Solak, ed. Le Rouergue, 15 euros, 128 pages.

220 volts / Joseph Incardona

Un huit-clos en montagne qui dégénère complètement.

Malgré un personnage principal qui force les traits sur la misogynie à certains moments, on retrouve la patte de Joseph Incardona dans 220 volts. Un roman noir qui monte crescendo avec une atmosphère bien pesante en montagne. L’auteur a le don pour camper des ambiances et on retrouve un couple, une journaliste et un romancier, qui se retrouve dans une maison de famille sans leurs enfants pour profiter un peu. Le huit-clos et les problèmes ne sont pas loin évidement et ce petit séjour va permettre à l’auteur de foutre un joyeux boxon au sein du couple. Le lecteur peut alors filer d’un rebondissement à l’autre et là il faut reconnaître que Joseph Incardona sait embarquer son lecteur.

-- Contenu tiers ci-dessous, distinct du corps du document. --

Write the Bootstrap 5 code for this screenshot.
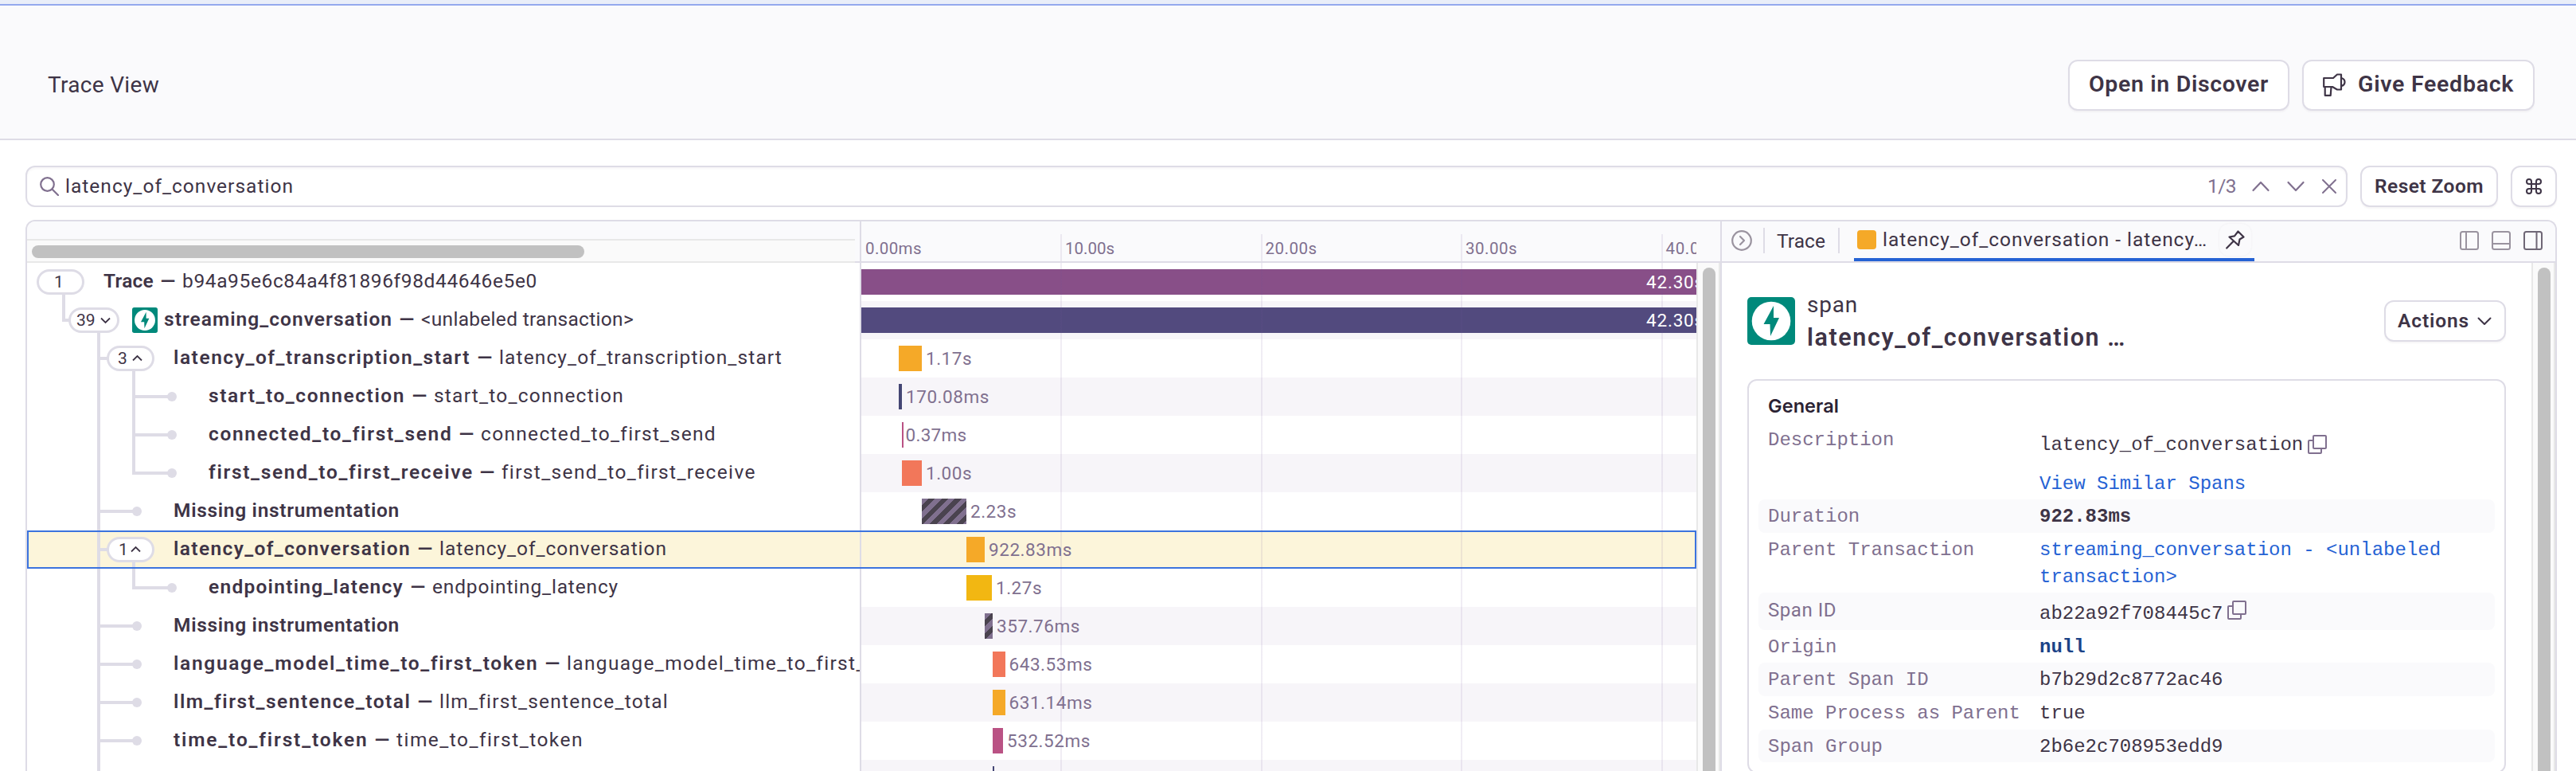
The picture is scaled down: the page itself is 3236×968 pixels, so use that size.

220 volts, Ed. Fayard, 17 euros, 198 pages.

Police / Hugo Boris

Une reconduite à la frontière qui va s’avérer bien plus complexe que prévue pour les trois gardiens de la paix.

Trois gardiens de la paix font équipe et se retrouvent sur une mission inhabituelle, reconduire un réfugié à la frontière. C’est à partir de cet évènement que l’auteur décrit et suit les pensées des personnages. Notamment les relations qu’ils entretiennent et leurs réactions face à cette injonction hiérarchique. La tension monte progressivement et les certitudes vacillent. Hugo Boris écrit un roman haletant, qu’on ne lâche pas et qui fait réfléchir.

Police, ed. Grasset, 17,50 euros, 198 pages.